— Aim of the exercise —
Reproduce all the material exactly, minus any pictures it holds.

## begin Given data

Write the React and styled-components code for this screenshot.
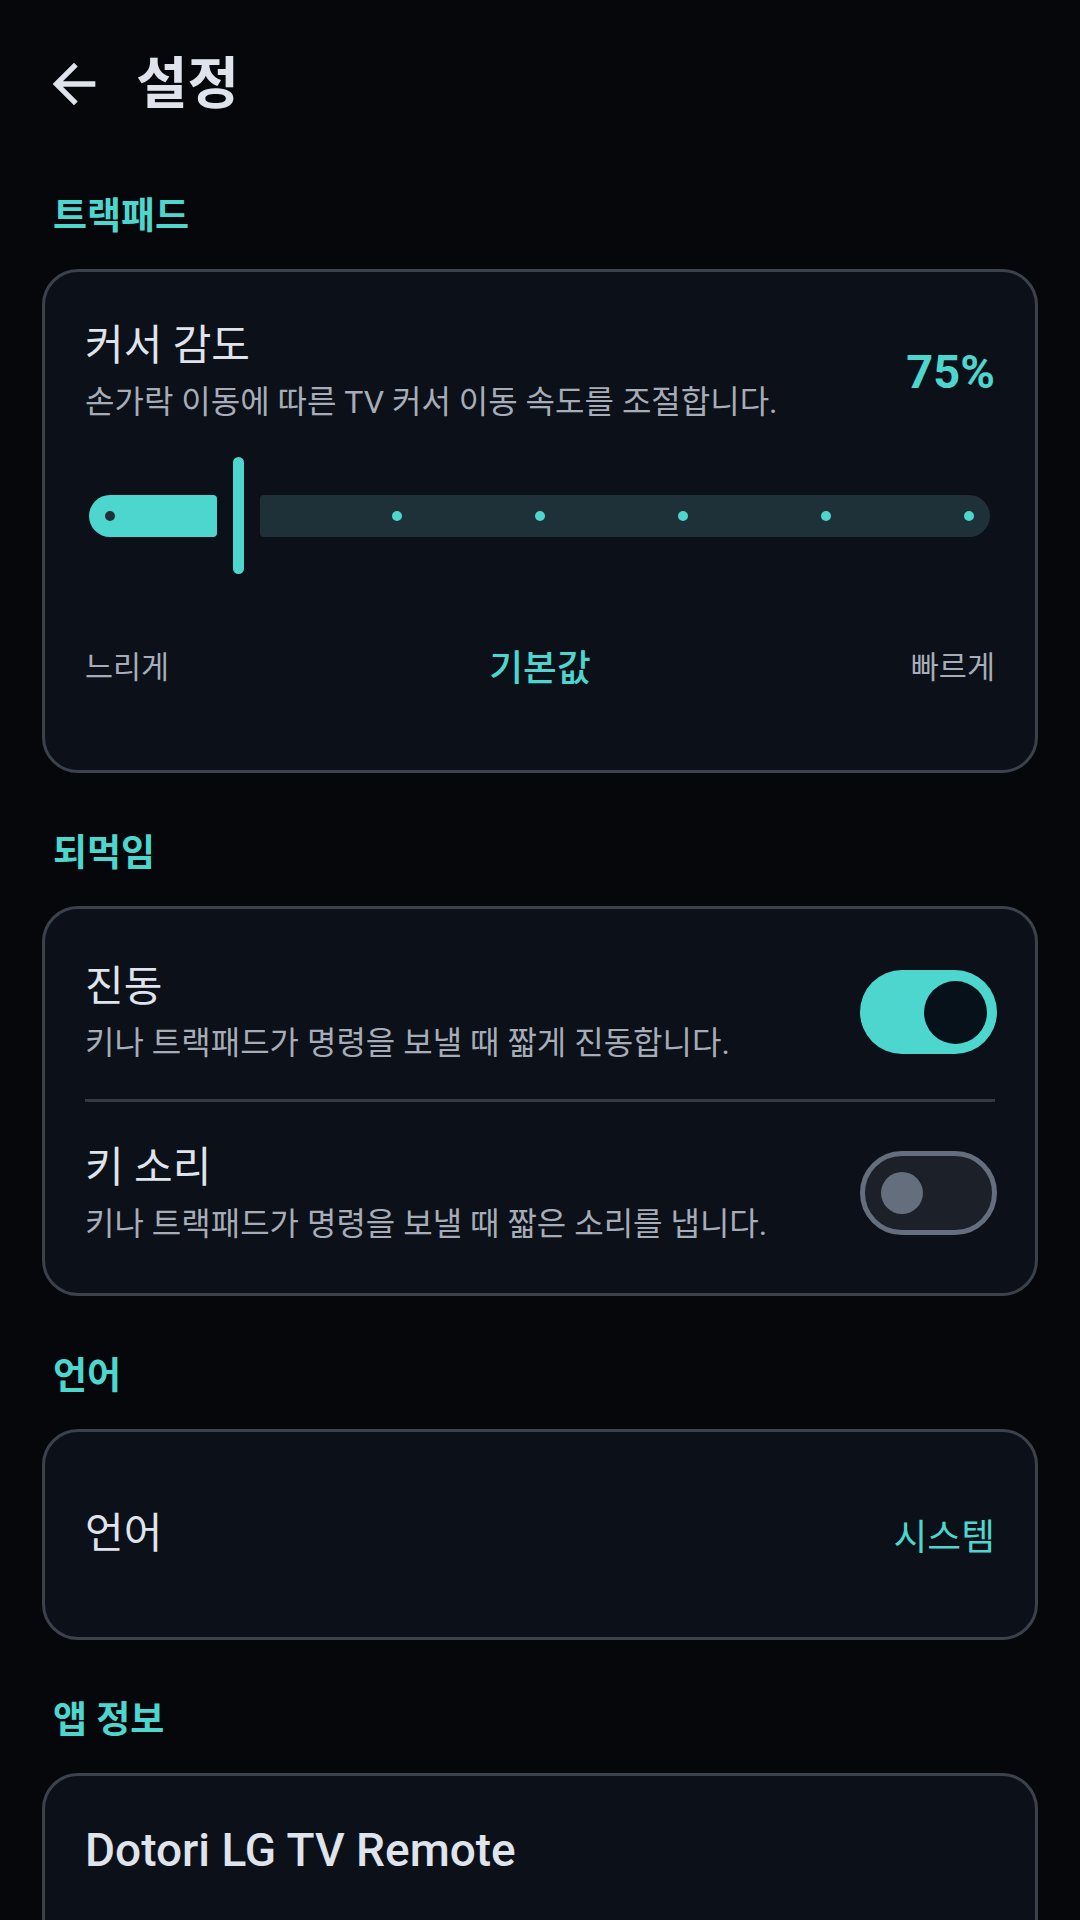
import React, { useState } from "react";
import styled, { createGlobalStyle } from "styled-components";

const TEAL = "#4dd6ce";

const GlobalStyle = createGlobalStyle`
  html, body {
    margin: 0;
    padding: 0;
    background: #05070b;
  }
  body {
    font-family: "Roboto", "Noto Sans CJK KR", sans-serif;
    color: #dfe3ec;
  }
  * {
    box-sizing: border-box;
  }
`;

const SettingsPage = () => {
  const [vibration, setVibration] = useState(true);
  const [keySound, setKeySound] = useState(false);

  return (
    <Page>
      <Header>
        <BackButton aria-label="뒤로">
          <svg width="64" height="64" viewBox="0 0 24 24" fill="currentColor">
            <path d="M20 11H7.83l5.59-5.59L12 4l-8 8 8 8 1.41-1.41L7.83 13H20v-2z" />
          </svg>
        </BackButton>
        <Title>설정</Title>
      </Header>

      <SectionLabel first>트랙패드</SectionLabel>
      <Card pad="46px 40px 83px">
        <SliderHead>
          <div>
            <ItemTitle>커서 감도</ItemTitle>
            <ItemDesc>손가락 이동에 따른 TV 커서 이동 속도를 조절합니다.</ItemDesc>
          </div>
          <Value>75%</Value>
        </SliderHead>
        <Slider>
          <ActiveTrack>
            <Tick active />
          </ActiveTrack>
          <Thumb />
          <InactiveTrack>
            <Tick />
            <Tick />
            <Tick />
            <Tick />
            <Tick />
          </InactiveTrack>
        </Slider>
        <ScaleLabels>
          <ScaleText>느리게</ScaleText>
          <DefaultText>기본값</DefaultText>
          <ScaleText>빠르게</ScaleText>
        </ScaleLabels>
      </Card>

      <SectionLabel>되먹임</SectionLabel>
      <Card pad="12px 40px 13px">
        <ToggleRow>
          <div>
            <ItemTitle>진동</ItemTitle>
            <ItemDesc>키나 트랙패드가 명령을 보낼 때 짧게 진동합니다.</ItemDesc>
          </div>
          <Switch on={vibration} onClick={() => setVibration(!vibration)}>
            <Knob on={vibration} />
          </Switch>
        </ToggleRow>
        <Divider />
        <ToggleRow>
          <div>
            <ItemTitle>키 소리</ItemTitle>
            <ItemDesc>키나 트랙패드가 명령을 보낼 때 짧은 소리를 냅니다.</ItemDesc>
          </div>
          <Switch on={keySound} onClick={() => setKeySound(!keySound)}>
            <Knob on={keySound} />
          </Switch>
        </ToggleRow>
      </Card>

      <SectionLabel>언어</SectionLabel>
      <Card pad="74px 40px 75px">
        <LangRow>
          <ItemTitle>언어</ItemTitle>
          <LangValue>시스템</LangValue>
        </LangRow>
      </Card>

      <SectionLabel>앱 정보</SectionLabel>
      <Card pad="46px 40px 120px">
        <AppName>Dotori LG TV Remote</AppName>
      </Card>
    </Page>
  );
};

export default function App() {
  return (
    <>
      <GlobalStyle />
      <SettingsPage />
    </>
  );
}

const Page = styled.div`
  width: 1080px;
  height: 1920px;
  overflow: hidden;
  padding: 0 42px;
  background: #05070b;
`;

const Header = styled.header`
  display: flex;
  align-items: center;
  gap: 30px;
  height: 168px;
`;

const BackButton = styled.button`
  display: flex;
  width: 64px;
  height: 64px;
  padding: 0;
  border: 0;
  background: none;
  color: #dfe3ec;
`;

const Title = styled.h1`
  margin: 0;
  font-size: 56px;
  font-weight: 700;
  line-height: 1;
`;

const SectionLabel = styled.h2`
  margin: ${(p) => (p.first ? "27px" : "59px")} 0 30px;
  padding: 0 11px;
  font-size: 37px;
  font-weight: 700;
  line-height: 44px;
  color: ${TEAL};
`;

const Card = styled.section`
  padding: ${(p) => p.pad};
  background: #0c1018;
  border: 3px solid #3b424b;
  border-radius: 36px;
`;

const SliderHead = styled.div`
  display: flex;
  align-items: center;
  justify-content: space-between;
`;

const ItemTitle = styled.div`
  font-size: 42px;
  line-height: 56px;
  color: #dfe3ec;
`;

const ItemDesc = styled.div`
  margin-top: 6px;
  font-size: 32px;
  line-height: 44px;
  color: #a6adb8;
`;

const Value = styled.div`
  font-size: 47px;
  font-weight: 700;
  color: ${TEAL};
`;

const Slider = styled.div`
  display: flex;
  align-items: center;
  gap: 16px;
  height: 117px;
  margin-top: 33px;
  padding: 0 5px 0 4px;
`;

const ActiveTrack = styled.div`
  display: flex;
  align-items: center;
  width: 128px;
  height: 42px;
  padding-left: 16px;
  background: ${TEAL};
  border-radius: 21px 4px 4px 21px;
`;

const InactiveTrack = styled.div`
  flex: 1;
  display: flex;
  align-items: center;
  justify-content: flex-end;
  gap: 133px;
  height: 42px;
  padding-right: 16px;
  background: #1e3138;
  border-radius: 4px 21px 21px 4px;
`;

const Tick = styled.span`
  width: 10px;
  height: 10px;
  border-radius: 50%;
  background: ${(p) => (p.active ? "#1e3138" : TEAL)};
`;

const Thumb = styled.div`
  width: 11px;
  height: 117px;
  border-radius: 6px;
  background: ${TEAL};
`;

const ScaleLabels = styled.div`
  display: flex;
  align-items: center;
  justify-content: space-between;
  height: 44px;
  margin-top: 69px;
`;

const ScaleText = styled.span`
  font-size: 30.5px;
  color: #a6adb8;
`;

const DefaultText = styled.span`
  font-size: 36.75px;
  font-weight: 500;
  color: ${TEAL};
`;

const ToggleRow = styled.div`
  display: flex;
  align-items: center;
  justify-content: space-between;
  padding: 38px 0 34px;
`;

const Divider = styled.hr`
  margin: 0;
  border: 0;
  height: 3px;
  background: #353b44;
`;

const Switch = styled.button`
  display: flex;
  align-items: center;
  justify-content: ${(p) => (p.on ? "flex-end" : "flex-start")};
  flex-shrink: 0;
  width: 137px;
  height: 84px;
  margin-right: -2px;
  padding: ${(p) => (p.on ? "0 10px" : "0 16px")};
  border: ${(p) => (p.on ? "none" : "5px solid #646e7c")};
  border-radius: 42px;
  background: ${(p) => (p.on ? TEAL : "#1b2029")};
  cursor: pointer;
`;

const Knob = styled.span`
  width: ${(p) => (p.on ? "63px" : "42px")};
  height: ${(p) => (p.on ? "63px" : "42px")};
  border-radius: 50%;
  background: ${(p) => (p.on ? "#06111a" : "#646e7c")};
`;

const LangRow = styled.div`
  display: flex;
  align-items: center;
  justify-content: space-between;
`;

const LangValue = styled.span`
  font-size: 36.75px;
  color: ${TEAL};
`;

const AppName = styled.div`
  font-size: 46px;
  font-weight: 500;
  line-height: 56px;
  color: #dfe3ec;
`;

## end Given data

— Response below —
Write the React and styled-components code for this screenshot.
import React, { useState } from "react";
import styled, { createGlobalStyle } from "styled-components";

const TEAL = "#4dd6ce";

const GlobalStyle = createGlobalStyle`
  html, body {
    margin: 0;
    padding: 0;
    background: #05070b;
  }
  body {
    font-family: "Roboto", "Noto Sans CJK KR", sans-serif;
    color: #dfe3ec;
  }
  * {
    box-sizing: border-box;
  }
`;

const SettingsPage = () => {
  const [vibration, setVibration] = useState(true);
  const [keySound, setKeySound] = useState(false);

  return (
    <Page>
      <Header>
        <BackButton aria-label="뒤로">
          <svg width="64" height="64" viewBox="0 0 24 24" fill="currentColor">
            <path d="M20 11H7.83l5.59-5.59L12 4l-8 8 8 8 1.41-1.41L7.83 13H20v-2z" />
          </svg>
        </BackButton>
        <Title>설정</Title>
      </Header>

      <SectionLabel first>트랙패드</SectionLabel>
      <Card pad="46px 40px 83px">
        <SliderHead>
          <div>
            <ItemTitle>커서 감도</ItemTitle>
            <ItemDesc>손가락 이동에 따른 TV 커서 이동 속도를 조절합니다.</ItemDesc>
          </div>
          <Value>75%</Value>
        </SliderHead>
        <Slider>
          <ActiveTrack>
            <Tick active />
          </ActiveTrack>
          <Thumb />
          <InactiveTrack>
            <Tick />
            <Tick />
            <Tick />
            <Tick />
            <Tick />
          </InactiveTrack>
        </Slider>
        <ScaleLabels>
          <ScaleText>느리게</ScaleText>
          <DefaultText>기본값</DefaultText>
          <ScaleText>빠르게</ScaleText>
        </ScaleLabels>
      </Card>

      <SectionLabel>되먹임</SectionLabel>
      <Card pad="12px 40px 13px">
        <ToggleRow>
          <div>
            <ItemTitle>진동</ItemTitle>
            <ItemDesc>키나 트랙패드가 명령을 보낼 때 짧게 진동합니다.</ItemDesc>
          </div>
          <Switch on={vibration} onClick={() => setVibration(!vibration)}>
            <Knob on={vibration} />
          </Switch>
        </ToggleRow>
        <Divider />
        <ToggleRow>
          <div>
            <ItemTitle>키 소리</ItemTitle>
            <ItemDesc>키나 트랙패드가 명령을 보낼 때 짧은 소리를 냅니다.</ItemDesc>
          </div>
          <Switch on={keySound} onClick={() => setKeySound(!keySound)}>
            <Knob on={keySound} />
          </Switch>
        </ToggleRow>
      </Card>

      <SectionLabel>언어</SectionLabel>
      <Card pad="74px 40px 75px">
        <LangRow>
          <ItemTitle>언어</ItemTitle>
          <LangValue>시스템</LangValue>
        </LangRow>
      </Card>

      <SectionLabel>앱 정보</SectionLabel>
      <Card pad="46px 40px 120px">
        <AppName>Dotori LG TV Remote</AppName>
      </Card>
    </Page>
  );
};

export default function App() {
  return (
    <>
      <GlobalStyle />
      <SettingsPage />
    </>
  );
}

const Page = styled.div`
  width: 1080px;
  height: 1920px;
  overflow: hidden;
  padding: 0 42px;
  background: #05070b;
`;

const Header = styled.header`
  display: flex;
  align-items: center;
  gap: 30px;
  height: 168px;
`;

const BackButton = styled.button`
  display: flex;
  width: 64px;
  height: 64px;
  padding: 0;
  border: 0;
  background: none;
  color: #dfe3ec;
`;

const Title = styled.h1`
  margin: 0;
  font-size: 56px;
  font-weight: 700;
  line-height: 1;
`;

const SectionLabel = styled.h2`
  margin: ${(p) => (p.first ? "27px" : "59px")} 0 30px;
  padding: 0 11px;
  font-size: 37px;
  font-weight: 700;
  line-height: 44px;
  color: ${TEAL};
`;

const Card = styled.section`
  padding: ${(p) => p.pad};
  background: #0c1018;
  border: 3px solid #3b424b;
  border-radius: 36px;
`;

const SliderHead = styled.div`
  display: flex;
  align-items: center;
  justify-content: space-between;
`;

const ItemTitle = styled.div`
  font-size: 42px;
  line-height: 56px;
  color: #dfe3ec;
`;

const ItemDesc = styled.div`
  margin-top: 6px;
  font-size: 32px;
  line-height: 44px;
  color: #a6adb8;
`;

const Value = styled.div`
  font-size: 47px;
  font-weight: 700;
  color: ${TEAL};
`;

const Slider = styled.div`
  display: flex;
  align-items: center;
  gap: 16px;
  height: 117px;
  margin-top: 33px;
  padding: 0 5px 0 4px;
`;

const ActiveTrack = styled.div`
  display: flex;
  align-items: center;
  width: 128px;
  height: 42px;
  padding-left: 16px;
  background: ${TEAL};
  border-radius: 21px 4px 4px 21px;
`;

const InactiveTrack = styled.div`
  flex: 1;
  display: flex;
  align-items: center;
  justify-content: flex-end;
  gap: 133px;
  height: 42px;
  padding-right: 16px;
  background: #1e3138;
  border-radius: 4px 21px 21px 4px;
`;

const Tick = styled.span`
  width: 10px;
  height: 10px;
  border-radius: 50%;
  background: ${(p) => (p.active ? "#1e3138" : TEAL)};
`;

const Thumb = styled.div`
  width: 11px;
  height: 117px;
  border-radius: 6px;
  background: ${TEAL};
`;

const ScaleLabels = styled.div`
  display: flex;
  align-items: center;
  justify-content: space-between;
  height: 44px;
  margin-top: 69px;
`;

const ScaleText = styled.span`
  font-size: 30.5px;
  color: #a6adb8;
`;

const DefaultText = styled.span`
  font-size: 36.75px;
  font-weight: 500;
  color: ${TEAL};
`;

const ToggleRow = styled.div`
  display: flex;
  align-items: center;
  justify-content: space-between;
  padding: 38px 0 34px;
`;

const Divider = styled.hr`
  margin: 0;
  border: 0;
  height: 3px;
  background: #353b44;
`;

const Switch = styled.button`
  display: flex;
  align-items: center;
  justify-content: ${(p) => (p.on ? "flex-end" : "flex-start")};
  flex-shrink: 0;
  width: 137px;
  height: 84px;
  margin-right: -2px;
  padding: ${(p) => (p.on ? "0 10px" : "0 16px")};
  border: ${(p) => (p.on ? "none" : "5px solid #646e7c")};
  border-radius: 42px;
  background: ${(p) => (p.on ? TEAL : "#1b2029")};
  cursor: pointer;
`;

const Knob = styled.span`
  width: ${(p) => (p.on ? "63px" : "42px")};
  height: ${(p) => (p.on ? "63px" : "42px")};
  border-radius: 50%;
  background: ${(p) => (p.on ? "#06111a" : "#646e7c")};
`;

const LangRow = styled.div`
  display: flex;
  align-items: center;
  justify-content: space-between;
`;

const LangValue = styled.span`
  font-size: 36.75px;
  color: ${TEAL};
`;

const AppName = styled.div`
  font-size: 46px;
  font-weight: 500;
  line-height: 56px;
  color: #dfe3ec;
`;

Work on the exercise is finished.